Open hawos opened 3 years ago
Hi @hawos , are the results worse during the arch search or during the architecture evaluation?
The architecture search you ran with those parameters will output 800 different dags and a estimate of their performance (it should be low <70%). But those architectures are only trained for 128 SGD steps, after you evaluated the 800 architectures you should select the best performing dag and retrain it using the CIFAR-10 NAS code.

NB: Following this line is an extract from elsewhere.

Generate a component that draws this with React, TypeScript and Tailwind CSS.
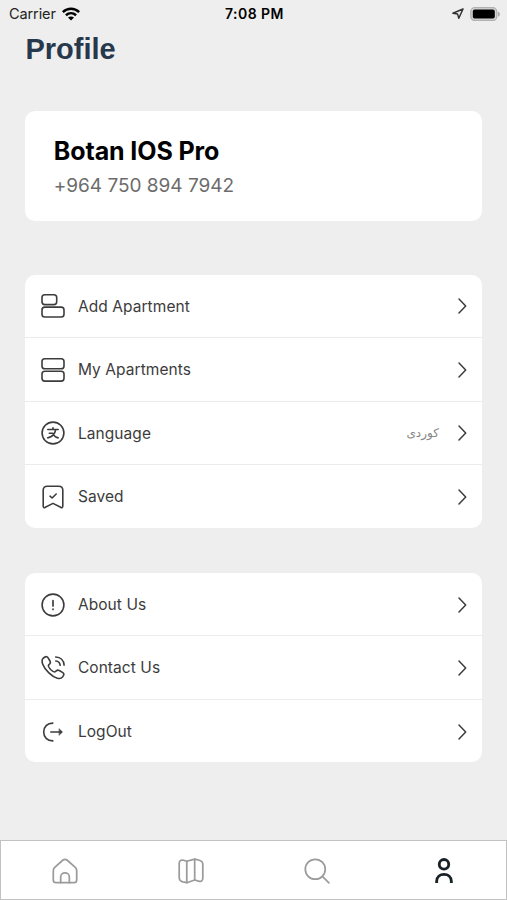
import React from 'react';

interface MenuItem {
  label: string;
  icon: React.ReactNode;
  value?: string;
}

interface IconProps {
  children: React.ReactNode;
  className?: string;
}

// Shared 24px outline icon
const Icon: React.FC<IconProps> = ({ children, className = 'size-6 text-[#3c3c3c]' }) => (
  <svg
    viewBox="0 0 24 24"
    fill="none"
    stroke="currentColor"
    strokeWidth="1.6"
    strokeLinecap="round"
    strokeLinejoin="round"
    className={`shrink-0 overflow-visible ${className}`}
  >
    {children}
  </svg>
);

const LISTING_ITEMS: MenuItem[] = [
  {
    label: 'Add Apartment',
    icon: (
      <Icon>
        <rect x="1" y="0.8" width="14.7" height="9.8" rx="2.8" />
        <rect x="1" y="13.1" width="22" height="9.9" rx="2.8" />
      </Icon>
    ),
  },
  {
    label: 'My Apartments',
    icon: (
      <Icon>
        <rect x="1" y="0.8" width="22" height="9.9" rx="2.8" />
        <rect x="1" y="13.2" width="22" height="9.9" rx="2.8" />
      </Icon>
    ),
  },
  {
    label: 'Language',
    value: 'کوردی',
    icon: (
      <Icon>
        <circle cx="12" cy="12" r="10.9" />
        <path d="M6.8 8.5h10.4M12 6.8v1.7M14.7 8.6c-.7 4.1-3.5 7.2-7.9 8.3M8.3 12.2h3.2c1.1 2.4 2.7 4 5.6 4.7" />
      </Icon>
    ),
  },
  {
    label: 'Saved',
    icon: (
      <Icon>
        <path d="M2.2 5.2c0-2.6 1.4-4 4-4h11.6c2.6 0 4 1.4 4 4v15.9c0 1.5-.9 2-2.1 1.2L12 18.4l-7.7 3.9c-1.2.8-2.1.3-2.1-1.2Z" />
        <path d="m9 11.2 2.1 1.8L15.2 9" />
      </Icon>
    ),
  },
];

const SUPPORT_ITEMS: MenuItem[] = [
  {
    label: 'About Us',
    icon: (
      <Icon>
        <circle cx="12" cy="12" r="10.9" />
        <path d="M12 7.7v5.2M12 16.1v.4" strokeWidth="1.7" />
      </Icon>
    ),
  },
  {
    label: 'Contact Us',
    icon: (
      <Icon>
        <path d="M2.4 2 4 1c1.2-.7 2.4-.4 3.1.8L9 5c.6 1.1.4 2.1-.4 3l-.9.9c-.8.9-.2 2.2 1.9 4.6 2.5 2.4 3.8 3 4.7 2.2l1-.9c.9-.8 1.9-1 3-.3l3.5 2.1c1.1.7 1.4 1.9.6 3l-1 1.5c-1.8 2.6-7.2 1.9-13.5-4.2C1.3 10.5-.4 4.5 2.4 2Z" />
        <path d="M14.7 1c4.8.2 8.1 3.4 8.4 8.1M14.8 5c2.6.3 4.1 1.8 4.4 4.3" />
      </Icon>
    ),
  },
  {
    label: 'LogOut',
    icon: (
      <Icon>
        <path d="M11.8 3.1C6.2 3.1 2.7 6.8 2.7 12s3.5 8.9 9.1 8.9M9.8 12h10" />
        <path d="m18.3 8.9 3.2 3.1-3.2 3.1Z" fill="currentColor" strokeWidth="0.6" />
      </Icon>
    ),
  },
];

const StatusBar: React.FC = () => (
  <div className="flex h-7 items-center justify-between pr-[7px] pl-[9px] text-black">
    <div className="flex w-[150px] items-center gap-1.5">
      <span className="text-[14.5px] tracking-[-0.1px] text-[#222]">Carrier</span>
      <svg viewBox="0 0 18 14" className="-mt-px h-3.5 w-[18px]" fill="none" stroke="currentColor" strokeWidth="2.5">
        <path d="M.8 5.1c4.7-4.5 11.7-4.5 16.4 0M3.9 8.2c3-2.7 7.2-2.7 10.2 0" />
        <path d="M6 10.5c1.8-1.5 4.2-1.5 6 0l-3 3Z" fill="currentColor" stroke="none" />
      </svg>
    </div>
    <span className="-mt-px text-[14px] font-semibold tracking-[0.45px]">7:08 PM</span>
    <div className="flex w-[150px] items-center justify-end gap-1.5">
      <svg viewBox="0 0 12 12" className="size-3 text-[#333]" fill="none" stroke="currentColor" strokeWidth="1.5" strokeLinejoin="round">
        <path d="M11 1 .9 5.2l4.7.9L6.8 10.3Z" />
      </svg>
      <svg viewBox="0 0 30 14" className="-mt-px h-3.5 w-[30px]">
        <rect x="0.8" y="0.7" width="26" height="12.8" rx="4" fill="#d4d4d4" stroke="#b0b0b0" strokeWidth="1.3" />
        <rect x="2.8" y="2.6" width="22" height="9" rx="1.8" fill="#000" />
        <path d="M28 4.6c2.5 1.2 2.5 4 0 5.2Z" fill="#aaa" />
      </svg>
    </div>
  </div>
);

const MenuRow: React.FC<{ item: MenuItem }> = ({ item }) => (
  <button className="flex h-[63.5px] w-full items-center border-b border-[#ececec] pt-[0.8px] pr-[12.5px] pl-[15.5px] text-left last:h-[62.5px] last:border-b-0">
    {item.icon}
    <span className="ml-[13px] flex-1 text-[15.5px] tracking-[0.07px] text-[#3c3c3c]">{item.label}</span>
    {item.value && (
      <span dir="rtl" className="mr-[15px] font-['DejaVu_Sans',sans-serif] text-[12px] text-[#858585]">
        {item.value}
      </span>
    )}
    <svg viewBox="0 0 16 18" className="h-[18px] w-4 text-[#3c3c3c]" fill="none" stroke="currentColor" strokeWidth="1.5" strokeLinecap="round" strokeLinejoin="round">
      <path d="m5 2 6.7 7L5 16" />
    </svg>
  </button>
);

const MenuCard: React.FC<{ items: MenuItem[] }> = ({ items }) => (
  <div className="overflow-hidden rounded-[10px] bg-white">
    {items.map((item) => (
      <MenuRow key={item.label} item={item} />
    ))}
  </div>
);

const TabBar: React.FC = () => (
  <nav className="grid h-[60px] grid-cols-4 place-items-center border border-[#c2c2c2] bg-white pt-px pl-px text-[#9b9b9b]">
    <Icon className="size-[26px]">
      <path d="M1.2 11.7c0-1.4.3-2.2 1.3-3.1l7.4-6.5c1.4-1.2 2.8-1.2 4.2 0l7.4 6.5c1 .9 1.3 1.7 1.3 3.1v8.6c0 1.7-.8 2.5-2.5 2.5H3.7c-1.7 0-2.5-.8-2.5-2.5Z" />
      <path d="M8 22.8v-5.2c0-5.1 8-5.1 8 0v5.2" />
    </Icon>
    <Icon className="size-[26px]">
      <path d="M1.1 5c0-3 2-3.5 4-2.9l3 .9 7.3-1.9 4.2 1c2.4.6 3.3 1.8 3.3 4v12.6c0 2.6-1.8 3.2-3.8 2.7l-3.7-1.1-7.3 2.5-3.6-.8c-2.4-.6-3.4-1.7-3.4-4Z" />
      <path d="M8.1 3v19.8M15.4 1.1v19.2" />
    </Icon>
    <Icon className="size-[26px]">
      <circle cx="10.4" cy="10.4" r="9.2" />
      <path d="m17 17 6 6" />
    </Icon>
    <Icon className="ml-px size-[26px] text-[#172126]">
      <circle cx="12" cy="5.8" r="4.4" strokeWidth="2.6" />
      <path d="M5.2 23v-1.2c0-9 13.6-9 13.6 0V23" strokeWidth="2.6" strokeLinecap="butt" />
    </Icon>
  </nav>
);

const App: React.FC = () => {
  return (
    <div className="flex h-[900px] w-[507px] flex-col overflow-hidden bg-[#eeeeee] font-['Inter',sans-serif]">
      <StatusBar />
      <main className="flex-1 pr-[24.6px] pl-[25.4px]">
        <h1 className="font-['Liberation_Sans',sans-serif] text-[29px] leading-[43px] font-bold text-[#26384b]">Profile</h1>
        <section className="mt-10 h-[110px] rounded-[10px] bg-white pt-6 pl-[28.4px]">
          <h2 className="text-[25px] leading-8 font-bold tracking-[-0.1px] text-black">Botan IOS Pro</h2>
          <p className="mt-[3px] text-[19px] leading-[31px] tracking-[-0.02px] text-[#6c6c6c]">+964 750 894 7942</p>
        </section>
        <div className="mt-[53.7px] flex flex-col gap-[45.2px]">
          <MenuCard items={LISTING_ITEMS} />
          <MenuCard items={SUPPORT_ITEMS} />
        </div>
      </main>
      <TabBar />
    </div>
  );
};

export default App;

Let me know if that doesn't work, Felipe
Hi, I've been trying to reproduce the NAS results but I'm not really getting there. I've trained a generator on CIFAR10 for 2000 iterations and then ran the architecture search with following hyperparameters: `{ "noise_size": 128, "inner_loop_init_lr": 0.02, "lr": 0.0, "final_relative_lr": 1e-1, "inner_loop_init_momentum": 0.5, "generator_batch_size": 128, "meta_optimizer": "adam", "adam_beta1": 0.9, "adam_beta2": 0.9, "adam_epsilon": 1e-5, "meta_batch_size": 256, "validation_learner_type": "enas", "use_intermediate_losses": 16, "num_inner_iterations": 128, "num_meta_iterations": 800, "dataset": "CIFAR10", "learner_type": "enas", "step_by_step_validation": false, "randomize_width": false, "use_dataset_augmentation": 1, "generator_type": "cgtn",
}`
It works but my results are noticeably worse than yours, am I missing something?